Dr. Justin Grill, Mercy Health Muskegon’s chief medical officer, said COVID-19 patients are consuming a significant portion of the hospital’s resources. It has 246 beds and 72 are filled with COVID-19 patients.
“So if those were gone, essentially, we would have no problems,” Grill said. “Our capacity is nearly as strained as what it can be.”
Mercy Health Muskegon says about 80% of people being admitted are unvaccinated.
Grill is asking for patience as staff members work additional hours and people experience longer wait times. The hospital is housing some patients in the emergency room because there are no rooms to move them into. Only the most essential surgeries are being conducted in an effort to free up resources.
“There were many things that were very much different about the surge that we had last year at this time versus the surge that we had this year at this time, which is a basically you need to handle it within the four walls of your hospital however you can handle it,” he said.
Last year, the hospital system had additional help, which included ambulance workers redeployed to the hospital and Michigan National Guard assistance.
Spectrum Health, which is dealing with a record number of COVID-19 patients, is now getting help from the federal government, with the Department of Defense sending a team this week.
“We have asked for help,” Grill said. “The same process that Spectrum went through to ask for help of the federal government we went through as well and I believe we were in the top four of the state of Michigan but the federal government was only able to deploy two teams.”
The other team is going to Beaumont Hospital in Dearborn.
The city of Muskegon is trying to help reduce the potential for additional cases by suspending most in-person service at City Hall at least through Wednesday. The police department will remain open to the public.
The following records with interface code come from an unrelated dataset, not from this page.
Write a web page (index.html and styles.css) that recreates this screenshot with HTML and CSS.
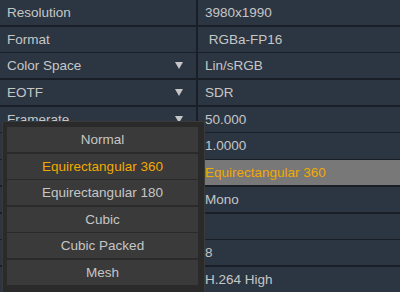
FILE: index.html
```html
<!DOCTYPE html>
<html lang="en">

<head>
  <meta charset="UTF-8">
  <meta name="viewport" content="width=device-width, initial-scale=1.0">
  <title>Stream Properties</title>
  <link rel="stylesheet" href="styles.css">
</head>

<body>
  <div id="props">
    <div class="row"><div class="label">Resolution</div><div class="value">3980x1990</div></div>
    <div class="row"><div class="label">Format</div><div class="value">&nbsp;RGBa-FP16</div></div>
    <div class="row"><div class="label">Color Space<span class="arrow"></span></div><div class="value">Lin/sRGB</div></div>
    <div class="row"><div class="label">EOTF<span class="arrow"></span></div><div class="value">SDR</div></div>
    <div class="row"><div class="label">Framerate<span class="arrow"></span></div><div class="value">50.000</div></div>
    <div class="row"><div class="label"></div><div class="value">1.0000</div></div>
    <div class="row"><div class="label"></div><div class="value selected">Equirectangular 360</div></div>
    <div class="row"><div class="label"></div><div class="value">Mono</div></div>
    <div class="row"><div class="label"></div><div class="value"></div></div>
    <div class="row"><div class="label"></div><div class="value">8</div></div>
    <div class="row"><div class="label"></div><div class="value">H.264 High</div></div>
  </div>

  <div id="popup">
    <div class="item">Normal</div>
    <div class="item active">Equirectangular 360</div>
    <div class="item">Equirectangular 180</div>
    <div class="item">Cubic</div>
    <div class="item">Cubic Packed</div>
    <div class="item">Mesh</div>
  </div>
</body>

</html>
```

FILE: styles.css
```css
body {
  margin: 0;
  width: 400px;
  height: 292px;
  overflow: hidden;
  font-family: 'Liberation Sans', Arial, sans-serif;
  font-size: 13.5px;
  background-color: #1a1f27;
  color: #c6c6c6;
  position: relative;
}

#props {
  height: 292px;
  display: grid;
  grid-template-rows: repeat(11, 1fr);
  row-gap: 1.6px;
}

.row {
  display: flex;
  column-gap: 2px;
}

.label,
.value {
  background-color: #2c3643;
  display: flex;
  align-items: center;
}

.label {
  width: 196px;
  padding: 0 0 0 7px;
  box-sizing: border-box;
  justify-content: space-between;
}

.value {
  flex: 1;
  padding-left: 7px;
}

.value.selected {
  background-color: #787878;
  color: #f2a900;
}

.arrow {
  width: 0;
  height: 0;
  margin-right: 13px;
  border-left: 4.5px solid transparent;
  border-right: 4.5px solid transparent;
  border-top: 7px solid #c6c6c6;
}

#popup {
  position: absolute;
  left: 2px;
  top: 121px;
  width: 203px;
  height: 180px;
  box-sizing: border-box;
  padding: 5px 6px 0 4px;
  background-color: #2a2a2a;
  border: 1px solid #3a3a3a;
  display: flex;
  flex-direction: column;
  row-gap: 1.6px;
}

.item {
  height: 25px;
  display: flex;
  align-items: center;
  justify-content: center;
  background-color: #3a3a3a;
  color: #c6c6c6;
}

.item.active {
  color: #f2a900;
}
```
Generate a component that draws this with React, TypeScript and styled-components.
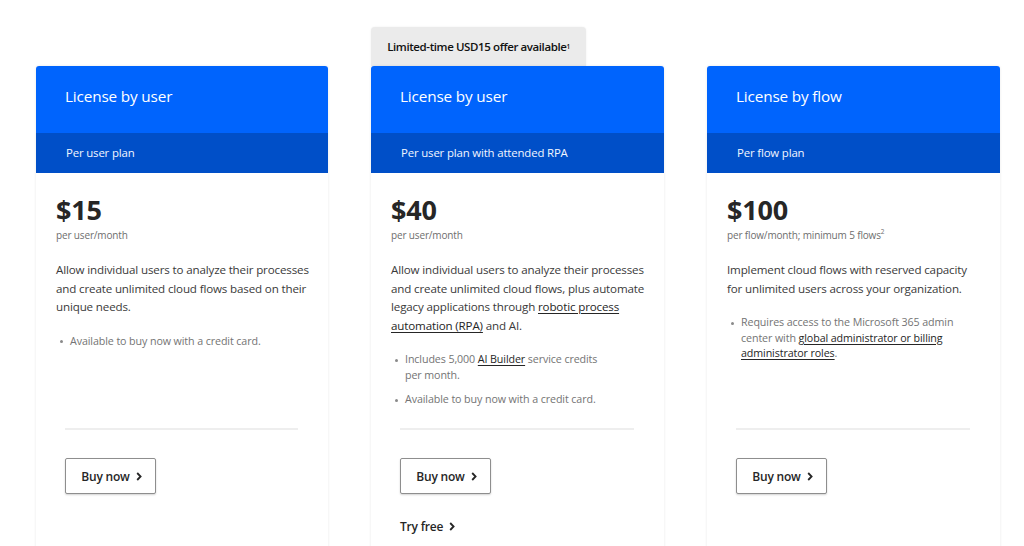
import React from "react";
import styled, { createGlobalStyle } from "styled-components";

const Global = createGlobalStyle`
  html, body { margin: 0; padding: 0; background: #fff; }
  body { font-family: "Open Sans", "Noto Sans", Arial, sans-serif; overflow: hidden; }
  * { box-sizing: border-box; }
`;

const Page = styled.div`
  width: 1024px;
  height: 546px;
  overflow: hidden;
  padding: 27px 0 0 36px;
`;

const Row = styled.div`
  display: grid;
  grid-template-columns: 292px 293px 293px;
  column-gap: 43px;
  align-items: stretch;
`;

const Column = styled.div<{ $badge?: boolean }>`
  display: flex;
  flex-direction: column;
  padding-top: ${(p) => (p.$badge ? 0 : 39)}px;
`;

const Badge = styled.div`
  align-self: flex-start;
  height: 39px;
  width: 215px;
  background: #ebebeb;
  border-radius: 4px 4px 0 0;
  display: flex;
  align-items: center;
  justify-content: center;
  font-size: 11.5px;
  font-weight: 600;
  letter-spacing: -0.4px;
  color: #111;
  box-shadow: 0 0 2px rgba(0, 0, 0, 0.08);
`;

const Sup = styled.sup`
  font-size: 6.5px;
  vertical-align: 5px;
  line-height: 0;
`;

const Card = styled.div`
  display: flex;
  flex-direction: column;
  height: 520px;
  background: #fff;
  border-radius: 3px 3px 0 0;
  box-shadow: 0 0 3px rgba(0, 0, 0, 0.09);
`;

const Header = styled.div`
  height: 67px;
  background: #0064fd;
  border-radius: 3px 3px 0 0;
  color: #fff;
  display: flex;
  align-items: center;
  padding: 0 0 8px 29px;
  font-size: 15.3px;
  letter-spacing: -0.15px;
`;

const SubHeader = styled.div`
  height: 40px;
  background: #004fc8;
  color: #f2f6ff;
  display: flex;
  align-items: center;
  padding: 0 0 1px 30px;
  font-size: 11.4px;
  letter-spacing: -0.15px;
`;

const Body = styled.div`
  flex: 1;
  padding: 21px 20px 0 20px;
  color: #333;
`;

const Price = styled.div`
  font-size: 27px;
  font-weight: 700;
  color: #262626;
  line-height: 32px;
  letter-spacing: -0.2px;
`;

const Unit = styled.div`
  font-size: 10px;
  color: #6e6e6e;
  margin-top: 2px;
  letter-spacing: -0.15px;
  white-space: nowrap;
`;

const Desc = styled.p`
  margin: 19px 0 0 0;
  font-size: 11.6px;
  line-height: 18.5px;
  color: #3a3a3a;
  letter-spacing: -0.15px;
  white-space: nowrap;
`;

const Link = styled.a`
  color: #262626;
  text-decoration: underline;
  text-underline-offset: 2px;
`;

const List = styled.ul`
  margin: 17px 0 0 0;
  padding: 0 0 0 14px;
  list-style: none;
  display: flex;
  flex-direction: column;
  gap: 9px;
`;

const Item = styled.li`
  position: relative;
  font-size: 10.7px;
  line-height: 15.6px;
  color: #747474;
  letter-spacing: -0.1px;
  white-space: nowrap;
  &::before {
    content: "";
    position: absolute;
    left: -10px;
    top: 6.5px;
    width: 3px;
    height: 3px;
    border-radius: 50%;
    background: #8a8a8a;
  }
`;

const Footer = styled.div`
  padding: 0 30px 0 29px;
  height: 158px;
`;

const Divider = styled.div`
  height: 2px;
  background: #eeeeee;
`;

const Button = styled.button`
  margin-top: 28px;
  height: 36px;
  width: 91px;
  border: 1px solid #8e8e8e;
  border-radius: 2px;
  background: #fff;
  box-shadow: 0 1px 2px rgba(0, 0, 0, 0.18);
  font-family: inherit;
  font-size: 12px;
  font-weight: 600;
  color: #262626;
  display: flex;
  align-items: center;
  justify-content: center;
  gap: 6px;
  padding: 0 0 0 2px;
  letter-spacing: -0.2px;
`;

const TextLink = styled.div`
  margin-top: 24px;
  font-size: 12px;
  font-weight: 600;
  color: #262626;
  display: flex;
  align-items: center;
  gap: 6px;
  letter-spacing: -0.2px;
`;

const Chevron = () => (
  <svg width="6" height="9" viewBox="0 0 6 9" aria-hidden="true">
    <path d="M1.2 1 L4.6 4.5 L1.2 8" fill="none" stroke="#262626" strokeWidth="1.8" />
  </svg>
);

type Plan = {
  badge?: React.ReactNode;
  title: string;
  sub: string;
  price: string;
  unit: React.ReactNode;
  desc: React.ReactNode;
  items: React.ReactNode[];
  tryFree?: boolean;
};

const plans: Plan[] = [
  {
    title: "License by user",
    sub: "Per user plan",
    price: "$15",
    unit: "per user/month",
    desc: (
      <>
        Allow individual users to analyze their processes
        <br />
        and create unlimited cloud flows based on their
        <br />
        unique needs.
      </>
    ),
    items: ["Available to buy now with a credit card."],
  },
  {
    badge: (
      <>
        Limited-time USD15 offer available<Sup>1</Sup>
      </>
    ),
    title: "License by user",
    sub: "Per user plan with attended RPA",
    price: "$40",
    unit: "per user/month",
    desc: (
      <>
        Allow individual users to analyze their processes
        <br />
        and create unlimited cloud flows, plus automate
        <br />
        legacy applications through <Link>robotic process</Link>
        <br />
        <Link>automation (RPA)</Link> and AI.
      </>
    ),
    items: [
      <>
        Includes 5,000 <Link>AI Builder</Link> service credits
        <br />
        per month.
      </>,
      "Available to buy now with a credit card.",
    ],
    tryFree: true,
  },
  {
    title: "License by flow",
    sub: "Per flow plan",
    price: "$100",
    unit: (
      <>
        per flow/month; minimum 5 flows<Sup>2</Sup>
      </>
    ),
    desc: (
      <>
        Implement cloud flows with reserved capacity
        <br />
        for unlimited users across your organization.
      </>
    ),
    items: [
      <>
        Requires access to the Microsoft 365 admin
        <br />
        center with <Link>global administrator or billing</Link>
        <br />
        <Link>administrator roles</Link>.
      </>,
    ],
  },
];

export default function App() {
  return (
    <>
      <Global />
      <Page>
        <Row>
          {plans.map((p, i) => (
            <Column key={i} $badge={!!p.badge}>
              {p.badge && <Badge>{p.badge}</Badge>}
              <Card>
                <Header>{p.title}</Header>
                <SubHeader>{p.sub}</SubHeader>
                <Body>
                  <Price>{p.price}</Price>
                  <Unit>{p.unit}</Unit>
                  <Desc>{p.desc}</Desc>
                  <List>
                    {p.items.map((it, j) => (
                      <Item key={j}>{it}</Item>
                    ))}
                  </List>
                </Body>
                <Footer>
                  <Divider />
                  <Button>
                    Buy now <Chevron />
                  </Button>
                  {p.tryFree && (
                    <TextLink>
                      Try free <Chevron />
                    </TextLink>
                  )}
                </Footer>
              </Card>
            </Column>
          ))}
        </Row>
      </Page>
    </>
  );
}
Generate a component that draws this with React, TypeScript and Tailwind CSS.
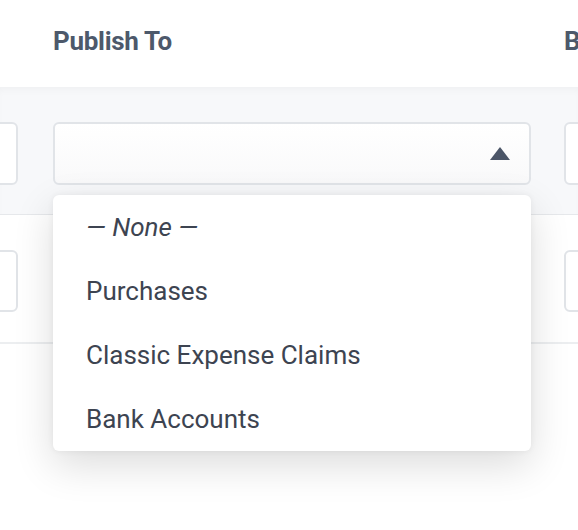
import { useState } from "react";

const OPTIONS = [
  { label: "— None —", none: true },
  { label: "Purchases" },
  { label: "Classic Expense Claims" },
  { label: "Bank Accounts" },
];

const SideBox = () => (
  <div className="h-full w-[478px] shrink-0 rounded-md border-2 border-[#e1e4e8] bg-white" />
);

export default function App() {
  const [value, setValue] = useState<string | null>(null);
  const [open, setOpen] = useState(true);

  return (
    <div
      className="relative h-[530px] w-[578px] overflow-hidden bg-white"
      style={{ fontFamily: "Roboto, 'Liberation Sans', sans-serif" }}
    >
      {/* header */}
      <div className="flex h-[87px] items-start pl-[53px] pt-[22px] text-[26px] font-bold tracking-[-0.3px] text-[#4d596b]">
        <div className="w-[511px] shrink-0">Publish To</div>
        <div className="shrink-0">Bank</div>
      </div>

      {/* row 1 */}
      <div className="flex h-[128px] border-b border-[#e6e8eb] bg-[#f7f8fa] pb-[29px] pt-[35px] shadow-[inset_0_6px_8px_-4px_rgba(0,0,0,0.04)]">
        <div className="ml-[-460px] flex">
          <SideBox />
          <button
            onClick={() => setOpen((prev) => !prev)}
            className="ml-[35px] mr-[33px] flex h-full w-[478px] shrink-0 items-center justify-end rounded-md border-2 border-[#e1e4e8] bg-gradient-to-b from-white to-[#f9f9fa] pr-[19px]"
          >
            <span className="mr-auto pl-[32px] text-[26px] text-[#3d4451]">{value}</span>
            <svg width="20" height="13" viewBox="0 0 20 13">
              <polygon points="10,0 20,13 0,13" fill="#4b5567" />
            </svg>
          </button>
          <SideBox />
        </div>
      </div>

      {/* row 2 */}
      <div className="flex h-[129px] border-b-2 border-[#eceef0] bg-white pb-[30px] pt-[35px]">
        <div className="ml-[-460px] flex">
          <SideBox />
          <div className="ml-[35px] mr-[33px] h-full w-[478px] shrink-0" />
          <SideBox />
        </div>
      </div>

      {/* dropdown menu */}
      {open && (
        <ul className="absolute left-[53px] top-[195px] w-[478px] rounded-md bg-white shadow-[0_14px_40px_rgba(0,0,0,0.14),0_0_6px_rgba(0,0,0,0.06)]">
          {OPTIONS.map((option) => (
            <li
              key={option.label}
              onClick={() => {
                setValue(option.none ? null : option.label);
                setOpen(false);
              }}
              className={
                option.none
                  ? "flex h-[64px] cursor-pointer items-center pl-[33px] text-[26px] italic text-[#3d4451]"
                  : "flex h-[64px] cursor-pointer items-center pl-[33px] text-[26px] text-[#3d4451]"
              }
            >
              {option.label}
            </li>
          ))}
        </ul>
      )}
    </div>
  );
}
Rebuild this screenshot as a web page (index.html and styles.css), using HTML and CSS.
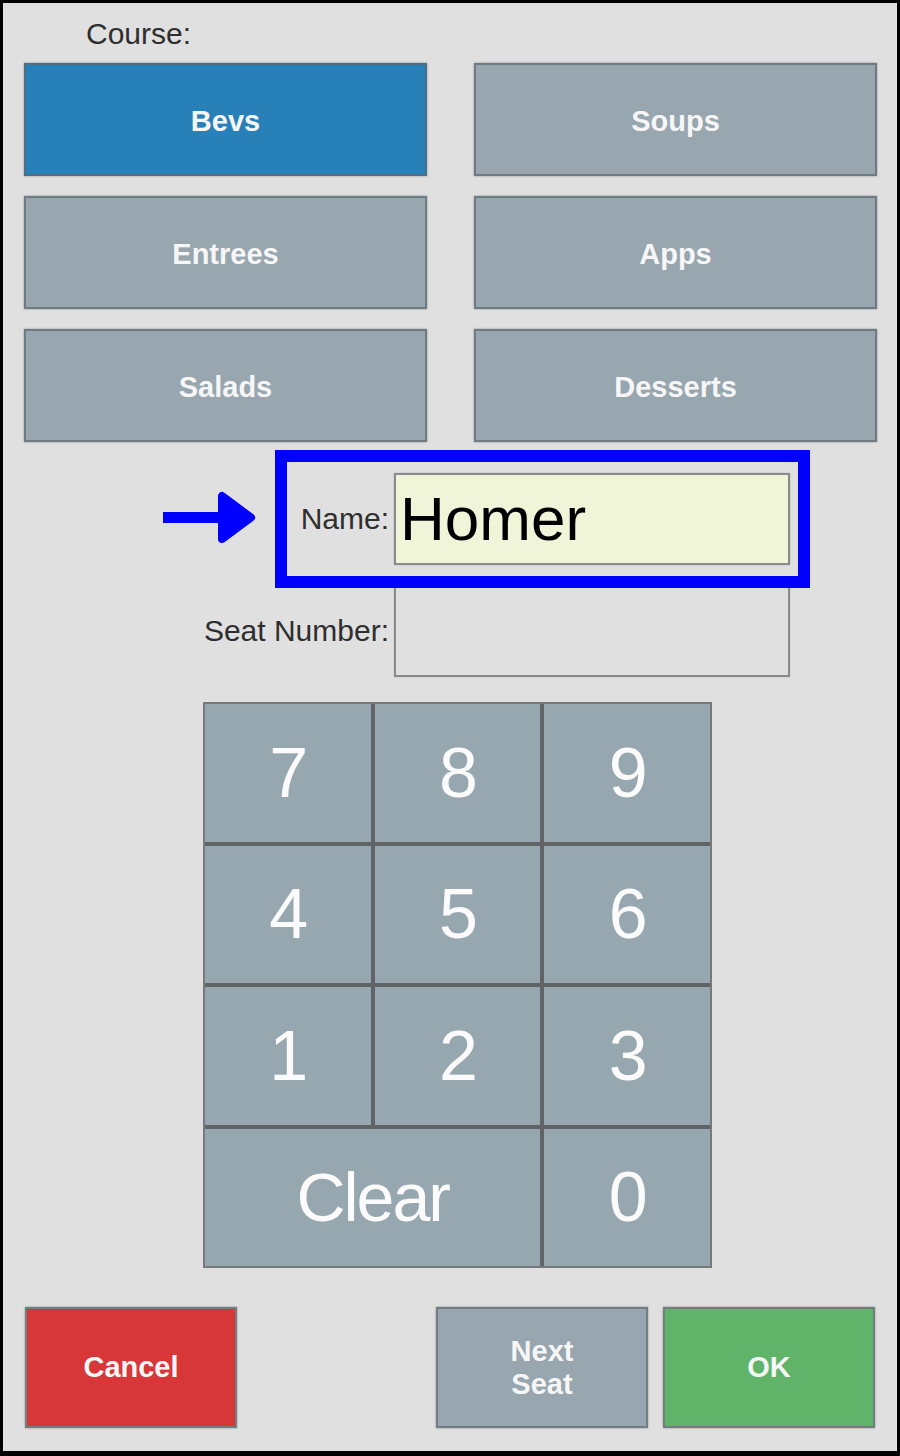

City Manager Frank Peterson said the city was anticipating a surge in cases similar to what happened last year around the holidays.
“We decided that the smart thing for us to do was just to plan ahead close our offices for a few days and then regroup,” he said.
About half of city employees are working remotely to start the week.
“At the end of the day, missing a few days or a few weeks, if that helps save a couple lives, if that helps a couple people from getting sick then it’s worth a little bit of time away from the office,” Peterson said.